Now, the real interesting stuff begins. Researchers have, the article notes, conducted a vast amount of work into analysing the effects of changes in the stock market on the human brain, and vice versa.

“The stock market’s behaviour is ultimately the result of the collective decision-making of many people, after all (less so today now that high-frequency trading algorithms are popular), and decisions are physiological things; they happen in the brain. And just like the price of a stock, bitcoin price is largely a function of the decisions people make.”

‘It’s all in the brain’

Dr Gregory Berns, a neuroeconomist and director of the Center of Neuropolicy and Emory Unviversity, told Motherboard:

“It’s all in the brain, and looking at specific regions that we know are carrying information about risk and reward is kind of like eavesdropping … If one area seems to be the one that collects all the information from other brain systems, if you will, and integrates it, then it represents an overall barometer for that person at that point in time as to what their expectation is. So, we can listen to that and tease out what they’re likely to do next.”

Berns said that information and expectation are both key elements to consider when teasing out how firing neurons direct the market.

“Information guides your expectations, and depending on what your expectation is – whether bitcoin is about to skyrocket or crash, say – a region in the brain called the striatum will react differently. The striatum associated with decision-making, and has the densest collection of dopamine receptors in the brain,” he said.

Neuroscience, the author notes, may help to explain some of bitcoin’s volatility but the digital currency only has a relatively small community of users, in comparison to the real-world stock markets.

Berns added:

“The smaller the market, and anything with a greater role for human decision-making, is where you’d see greater benefit for understanding the physiology. With bitcoin, information is more scarce, in that each little bit of information that comes out has a potentially big effect on people’s valuation of that thing … because of its history, and its past swings, people gravitate toward and grab onto any information they can, true or not.”

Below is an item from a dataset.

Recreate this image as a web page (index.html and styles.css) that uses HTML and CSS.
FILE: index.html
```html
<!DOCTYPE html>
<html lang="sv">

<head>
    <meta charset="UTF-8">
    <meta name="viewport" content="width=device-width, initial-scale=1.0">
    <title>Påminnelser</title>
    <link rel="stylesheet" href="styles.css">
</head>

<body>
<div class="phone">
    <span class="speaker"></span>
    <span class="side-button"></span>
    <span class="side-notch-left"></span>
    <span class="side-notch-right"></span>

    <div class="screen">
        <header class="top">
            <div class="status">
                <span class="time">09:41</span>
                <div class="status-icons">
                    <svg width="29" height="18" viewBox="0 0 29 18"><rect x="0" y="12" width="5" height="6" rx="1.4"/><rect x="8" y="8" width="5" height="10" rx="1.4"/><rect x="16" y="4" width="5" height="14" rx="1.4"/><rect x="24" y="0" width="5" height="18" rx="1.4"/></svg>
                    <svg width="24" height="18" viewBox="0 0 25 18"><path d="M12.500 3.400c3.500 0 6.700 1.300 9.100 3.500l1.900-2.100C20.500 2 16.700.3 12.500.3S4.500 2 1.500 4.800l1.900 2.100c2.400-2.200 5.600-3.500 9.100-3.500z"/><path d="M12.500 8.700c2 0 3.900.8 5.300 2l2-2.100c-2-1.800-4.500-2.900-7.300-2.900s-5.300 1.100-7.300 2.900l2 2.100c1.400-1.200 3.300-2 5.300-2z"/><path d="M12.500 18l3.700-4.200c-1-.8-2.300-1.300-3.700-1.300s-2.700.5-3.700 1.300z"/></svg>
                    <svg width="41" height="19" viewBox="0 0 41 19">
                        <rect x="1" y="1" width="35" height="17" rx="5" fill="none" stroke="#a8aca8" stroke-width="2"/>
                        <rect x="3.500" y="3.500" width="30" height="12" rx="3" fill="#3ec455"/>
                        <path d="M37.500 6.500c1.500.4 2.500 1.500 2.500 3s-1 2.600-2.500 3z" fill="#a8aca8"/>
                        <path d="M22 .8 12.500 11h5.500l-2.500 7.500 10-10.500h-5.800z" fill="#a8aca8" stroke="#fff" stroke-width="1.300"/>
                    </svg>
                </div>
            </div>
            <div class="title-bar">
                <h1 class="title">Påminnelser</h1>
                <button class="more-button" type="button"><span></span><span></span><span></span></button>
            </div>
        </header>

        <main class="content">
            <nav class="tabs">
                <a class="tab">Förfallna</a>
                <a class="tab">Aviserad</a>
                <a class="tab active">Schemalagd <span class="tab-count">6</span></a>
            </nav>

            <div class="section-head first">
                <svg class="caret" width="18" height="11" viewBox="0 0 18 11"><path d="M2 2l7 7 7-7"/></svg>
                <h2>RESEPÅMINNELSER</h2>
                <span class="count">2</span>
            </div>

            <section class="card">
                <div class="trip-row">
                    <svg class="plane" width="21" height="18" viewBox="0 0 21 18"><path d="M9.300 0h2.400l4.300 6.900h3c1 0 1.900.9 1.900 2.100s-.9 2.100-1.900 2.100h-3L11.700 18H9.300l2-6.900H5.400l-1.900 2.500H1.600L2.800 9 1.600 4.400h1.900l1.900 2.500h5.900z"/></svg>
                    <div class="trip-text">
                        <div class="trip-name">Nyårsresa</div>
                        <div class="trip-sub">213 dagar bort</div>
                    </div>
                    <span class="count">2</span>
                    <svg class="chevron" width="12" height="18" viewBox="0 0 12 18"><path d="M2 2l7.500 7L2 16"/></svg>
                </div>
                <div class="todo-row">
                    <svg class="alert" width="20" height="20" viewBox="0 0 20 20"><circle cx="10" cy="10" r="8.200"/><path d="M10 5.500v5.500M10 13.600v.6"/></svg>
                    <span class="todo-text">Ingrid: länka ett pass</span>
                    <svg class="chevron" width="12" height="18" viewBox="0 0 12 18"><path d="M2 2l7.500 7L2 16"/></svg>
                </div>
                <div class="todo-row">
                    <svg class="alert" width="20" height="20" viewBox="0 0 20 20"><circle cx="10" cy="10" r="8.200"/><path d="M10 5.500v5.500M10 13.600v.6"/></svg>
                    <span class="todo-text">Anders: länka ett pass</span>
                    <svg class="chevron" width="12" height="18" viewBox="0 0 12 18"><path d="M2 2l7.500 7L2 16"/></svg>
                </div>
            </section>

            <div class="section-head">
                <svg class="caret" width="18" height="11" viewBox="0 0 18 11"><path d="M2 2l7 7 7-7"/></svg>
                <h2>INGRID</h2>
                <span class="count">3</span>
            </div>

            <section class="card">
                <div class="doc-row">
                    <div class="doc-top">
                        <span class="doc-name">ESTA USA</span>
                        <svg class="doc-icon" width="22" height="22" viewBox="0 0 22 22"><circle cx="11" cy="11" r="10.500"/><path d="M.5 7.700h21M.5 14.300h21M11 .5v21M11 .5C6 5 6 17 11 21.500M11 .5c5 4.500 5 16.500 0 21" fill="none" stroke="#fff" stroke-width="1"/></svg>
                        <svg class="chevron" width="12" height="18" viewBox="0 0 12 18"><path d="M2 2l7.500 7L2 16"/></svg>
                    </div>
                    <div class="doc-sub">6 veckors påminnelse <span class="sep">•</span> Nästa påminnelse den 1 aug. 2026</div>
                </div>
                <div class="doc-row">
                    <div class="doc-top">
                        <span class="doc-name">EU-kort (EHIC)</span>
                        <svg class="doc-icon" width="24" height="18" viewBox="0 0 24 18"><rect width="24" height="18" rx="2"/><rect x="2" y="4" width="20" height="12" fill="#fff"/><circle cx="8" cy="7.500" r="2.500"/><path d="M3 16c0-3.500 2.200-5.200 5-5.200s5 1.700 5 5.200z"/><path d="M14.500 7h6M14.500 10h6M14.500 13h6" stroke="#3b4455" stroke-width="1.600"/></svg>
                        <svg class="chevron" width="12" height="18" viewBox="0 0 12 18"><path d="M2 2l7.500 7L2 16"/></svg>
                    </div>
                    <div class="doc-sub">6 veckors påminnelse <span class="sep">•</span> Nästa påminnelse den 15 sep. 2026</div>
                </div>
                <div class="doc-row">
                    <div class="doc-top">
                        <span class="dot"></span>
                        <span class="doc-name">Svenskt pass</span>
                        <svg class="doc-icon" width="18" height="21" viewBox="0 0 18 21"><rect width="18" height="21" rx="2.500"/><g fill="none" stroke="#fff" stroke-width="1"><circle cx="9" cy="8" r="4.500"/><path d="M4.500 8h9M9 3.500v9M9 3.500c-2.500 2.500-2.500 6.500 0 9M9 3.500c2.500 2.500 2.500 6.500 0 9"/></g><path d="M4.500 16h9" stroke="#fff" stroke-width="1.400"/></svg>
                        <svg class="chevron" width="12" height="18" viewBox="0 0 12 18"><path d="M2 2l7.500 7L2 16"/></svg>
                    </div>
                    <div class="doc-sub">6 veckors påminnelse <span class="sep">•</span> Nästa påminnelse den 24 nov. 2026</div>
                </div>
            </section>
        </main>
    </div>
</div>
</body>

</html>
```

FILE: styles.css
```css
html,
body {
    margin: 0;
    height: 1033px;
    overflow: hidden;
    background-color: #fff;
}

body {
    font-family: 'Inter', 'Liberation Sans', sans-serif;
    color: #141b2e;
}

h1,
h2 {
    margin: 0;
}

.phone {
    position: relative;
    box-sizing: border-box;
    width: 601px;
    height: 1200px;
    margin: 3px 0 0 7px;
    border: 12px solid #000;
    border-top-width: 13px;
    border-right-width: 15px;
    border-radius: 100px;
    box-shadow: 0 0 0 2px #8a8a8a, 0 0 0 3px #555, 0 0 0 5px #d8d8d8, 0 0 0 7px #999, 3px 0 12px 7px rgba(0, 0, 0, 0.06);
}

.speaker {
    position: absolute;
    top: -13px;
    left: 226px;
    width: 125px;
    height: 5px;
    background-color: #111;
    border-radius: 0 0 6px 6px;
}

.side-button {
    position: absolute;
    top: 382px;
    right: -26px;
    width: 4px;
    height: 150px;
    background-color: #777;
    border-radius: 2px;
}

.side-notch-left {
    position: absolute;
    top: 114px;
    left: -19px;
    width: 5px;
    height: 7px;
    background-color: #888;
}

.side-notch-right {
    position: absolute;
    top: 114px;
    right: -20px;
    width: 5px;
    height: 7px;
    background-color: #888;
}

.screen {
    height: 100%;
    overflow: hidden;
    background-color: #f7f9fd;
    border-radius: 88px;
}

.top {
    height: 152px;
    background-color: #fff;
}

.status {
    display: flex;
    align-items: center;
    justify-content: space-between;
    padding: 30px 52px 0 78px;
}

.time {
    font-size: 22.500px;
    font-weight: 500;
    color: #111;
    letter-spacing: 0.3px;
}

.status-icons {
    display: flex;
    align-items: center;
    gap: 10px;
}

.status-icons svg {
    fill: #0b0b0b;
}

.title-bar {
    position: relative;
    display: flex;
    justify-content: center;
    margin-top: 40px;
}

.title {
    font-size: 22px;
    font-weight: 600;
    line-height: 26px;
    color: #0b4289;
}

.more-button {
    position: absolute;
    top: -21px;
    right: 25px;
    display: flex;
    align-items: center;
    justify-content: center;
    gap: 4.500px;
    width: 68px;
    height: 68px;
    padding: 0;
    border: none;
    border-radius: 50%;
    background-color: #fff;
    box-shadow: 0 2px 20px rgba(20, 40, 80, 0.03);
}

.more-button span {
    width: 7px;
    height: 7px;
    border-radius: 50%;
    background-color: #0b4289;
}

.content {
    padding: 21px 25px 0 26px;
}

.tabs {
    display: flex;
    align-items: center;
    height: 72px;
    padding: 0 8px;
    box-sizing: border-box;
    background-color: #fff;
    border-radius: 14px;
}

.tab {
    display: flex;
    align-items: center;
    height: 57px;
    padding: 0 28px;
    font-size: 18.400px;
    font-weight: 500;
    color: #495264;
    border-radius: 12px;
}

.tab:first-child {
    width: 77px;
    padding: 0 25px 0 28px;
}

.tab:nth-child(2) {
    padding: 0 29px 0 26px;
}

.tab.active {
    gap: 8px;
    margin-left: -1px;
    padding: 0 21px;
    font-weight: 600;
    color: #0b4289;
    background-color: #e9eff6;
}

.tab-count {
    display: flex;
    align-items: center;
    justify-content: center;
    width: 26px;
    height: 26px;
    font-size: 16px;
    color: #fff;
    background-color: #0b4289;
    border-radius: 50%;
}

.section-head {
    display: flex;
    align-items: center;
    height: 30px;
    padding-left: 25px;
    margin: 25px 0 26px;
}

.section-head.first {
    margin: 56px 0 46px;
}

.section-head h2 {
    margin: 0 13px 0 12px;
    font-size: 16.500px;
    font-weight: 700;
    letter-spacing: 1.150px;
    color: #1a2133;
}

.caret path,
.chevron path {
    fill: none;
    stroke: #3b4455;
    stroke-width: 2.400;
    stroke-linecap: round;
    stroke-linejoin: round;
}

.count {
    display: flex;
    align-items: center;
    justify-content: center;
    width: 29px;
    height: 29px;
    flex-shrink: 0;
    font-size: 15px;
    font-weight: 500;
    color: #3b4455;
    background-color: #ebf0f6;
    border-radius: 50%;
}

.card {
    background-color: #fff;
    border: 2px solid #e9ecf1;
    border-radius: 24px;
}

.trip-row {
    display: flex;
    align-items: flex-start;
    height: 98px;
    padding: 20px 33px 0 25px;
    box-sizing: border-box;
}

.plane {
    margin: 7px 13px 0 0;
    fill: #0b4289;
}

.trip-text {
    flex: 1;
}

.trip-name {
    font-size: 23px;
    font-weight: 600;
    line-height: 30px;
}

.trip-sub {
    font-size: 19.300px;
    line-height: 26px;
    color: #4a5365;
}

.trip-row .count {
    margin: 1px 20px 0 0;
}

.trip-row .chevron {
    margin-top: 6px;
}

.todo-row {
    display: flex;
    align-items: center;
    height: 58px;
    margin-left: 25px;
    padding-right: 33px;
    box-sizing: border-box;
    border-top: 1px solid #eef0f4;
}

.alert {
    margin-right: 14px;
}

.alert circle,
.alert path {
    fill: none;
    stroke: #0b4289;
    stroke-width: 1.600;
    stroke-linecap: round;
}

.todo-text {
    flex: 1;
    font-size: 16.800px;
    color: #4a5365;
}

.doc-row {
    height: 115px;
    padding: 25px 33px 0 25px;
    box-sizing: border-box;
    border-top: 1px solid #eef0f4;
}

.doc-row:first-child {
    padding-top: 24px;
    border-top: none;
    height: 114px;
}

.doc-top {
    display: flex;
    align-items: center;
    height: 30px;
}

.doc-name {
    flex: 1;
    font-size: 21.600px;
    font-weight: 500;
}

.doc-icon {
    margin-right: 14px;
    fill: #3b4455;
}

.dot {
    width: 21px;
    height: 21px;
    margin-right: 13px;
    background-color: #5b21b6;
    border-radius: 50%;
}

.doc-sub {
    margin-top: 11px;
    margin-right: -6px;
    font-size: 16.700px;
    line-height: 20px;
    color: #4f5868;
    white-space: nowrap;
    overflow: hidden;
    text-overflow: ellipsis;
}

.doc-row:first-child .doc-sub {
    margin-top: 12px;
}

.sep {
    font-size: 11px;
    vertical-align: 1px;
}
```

He continued: “With every bit of news about new investors in bitcoin, or perhaps the latest potential market scam or hack, the striatum of a bitcoin trader lights up with activity, and if they’re expecting something positive, dopamine is release. En masse, this big dopamine rush can look like a price rally.”

Again, Berns explained that expectation is key. Positive or negative information, he added, can have paradoxical effects on an individual’s brain, noting:”If something ostensibly bad happens in bitcoin – the bottom falls out of the price, for example – then someone’s brain may actually respond as if that were a positive thing.”

“It’s illogical,” he continued. “But then again people aren’t exactly logical when it comes to money.”

“Or Bitcoin,” closes Pearson.

Bitcoin Black Friday

The digital currency’s price also made a cameo appearance this week in light of Bitcoin Black Friday, a day of discounted online shopping for bitcoin paying customers.

Writing for Inverse, Peter Rugg questioned whether the event could serve to throw the digital currency into the mainstream, whilst also impacting on its value.

He wrote: “Bitcoin Black Friday: The fourth-annual event is projected to include more than 150 participating stores, and if history is any indication could affect the price of the digital currency.”

Historically, Rugg continued, the event has caused a spike in the cryptocurrency’s value:

“About this time in 2014, bitcoin prices were roughly at $350 before going to $380 on Bitcoin Black Friday, a jump that also happened the year before. One reason for this could be the media hyping the upcoming event and getting bitcoin into the mind of consumers, but another might be that people who spent bitcoin on Black Friday deals tended to buy the coins right back, potentially driving up the price.”

At the time of writing, bitcoin’s price looked relatively stable, hovering at around the $360 mark, although it did surge by 12% yesterday, hitting a weekly high.